Astrostatistics provides a great opportunity to work on problems that are interesting, deep and solvable. These are not unsolvable problems; we can and will make advances thanks to upcoming new data sets, and develop methods that will solve current problems, thus giving young people and their ideas recognition and the opportunity of truly advancing the knowledge in the field. If academia ends up not being the right path for students and young researchers, and they end up leaving astrostatistics as an academic endeavour, with the tools and knowledge that they’ve developed in terms of data analytics, statistics, machine learning, and so on, they become very highly employable. We have a large number of students from our group at Imperial setting off in the most interesting data analytical directions after they’ve been with us.

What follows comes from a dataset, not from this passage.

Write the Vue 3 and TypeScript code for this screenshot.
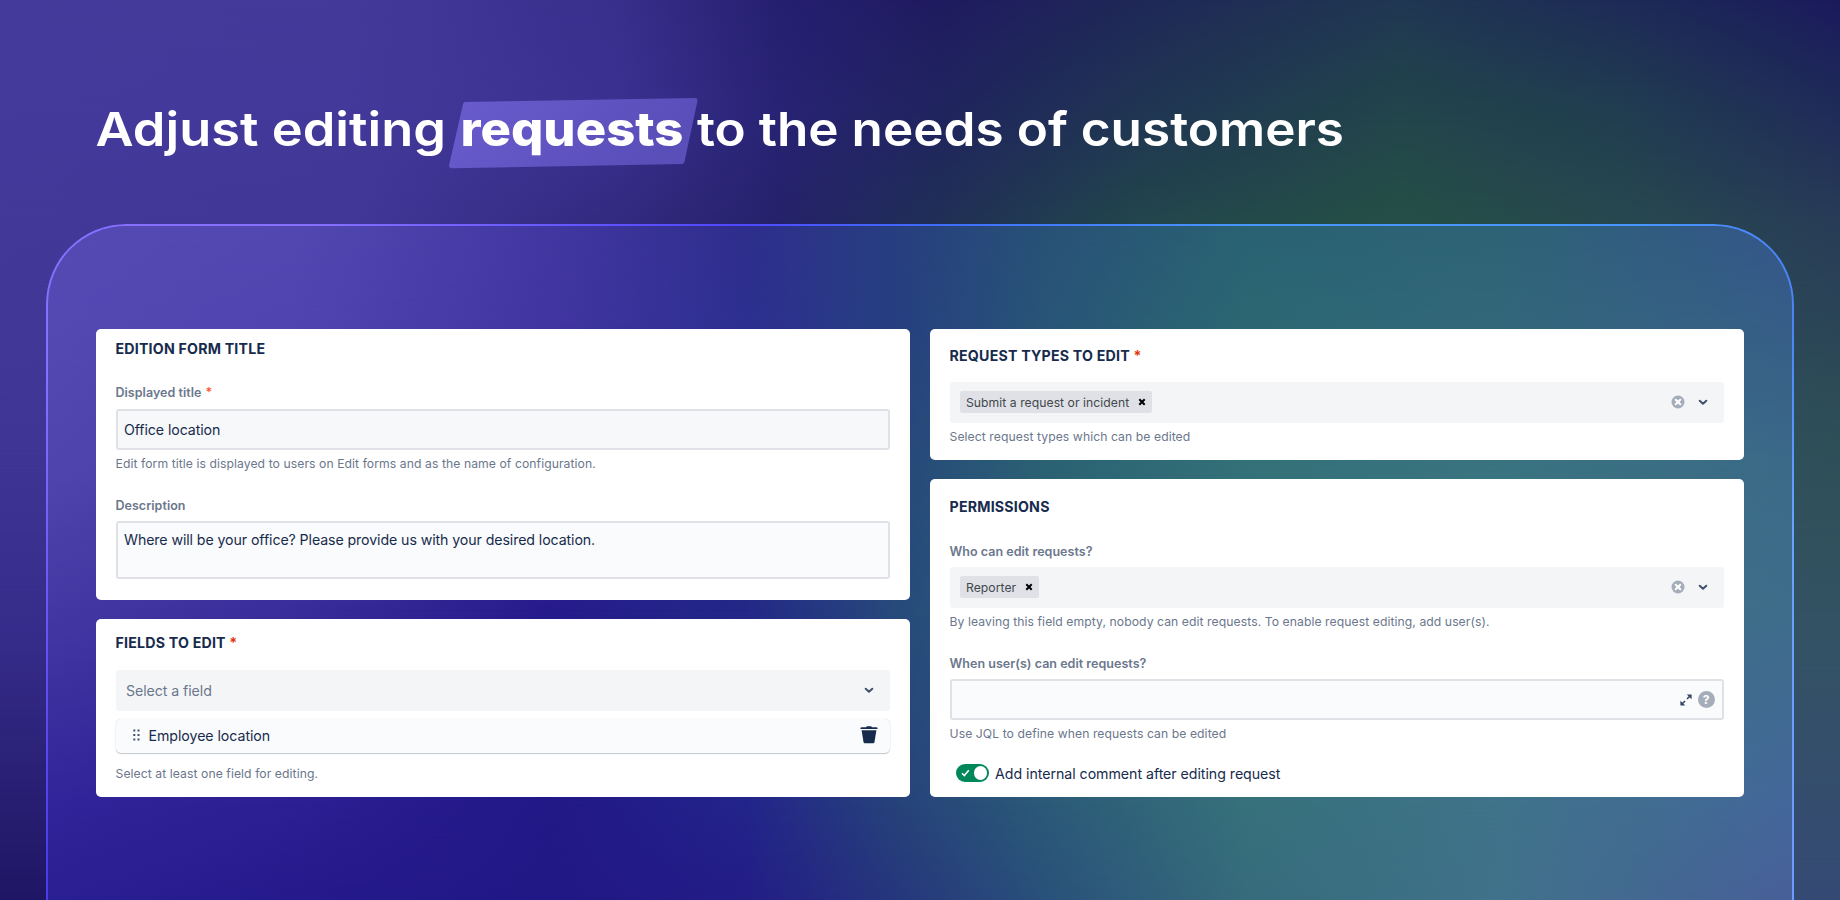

I think it’s a very good direction, and it’s one that has got an assured future both in academia and for society in general.
12. Who are the people who have been influential in your career?
In terms of thinkers, certainly my PhD supervisor, Ruth Durrer, at the University of Geneva, is somebody who very early on in my career really modeled for me what it is to be a research scientist. So in that respect, she was an early influence on my career in that she taught me how to do research. When you’re a PhD student, you don’t really know how to do it, and so it’s very much akin to a pupil learning a craft from a master. To be a scientist, sometimes you can’t learn from experience, as what you are doing is by definition new, so you have to learn by example, and Ruth was my leading light.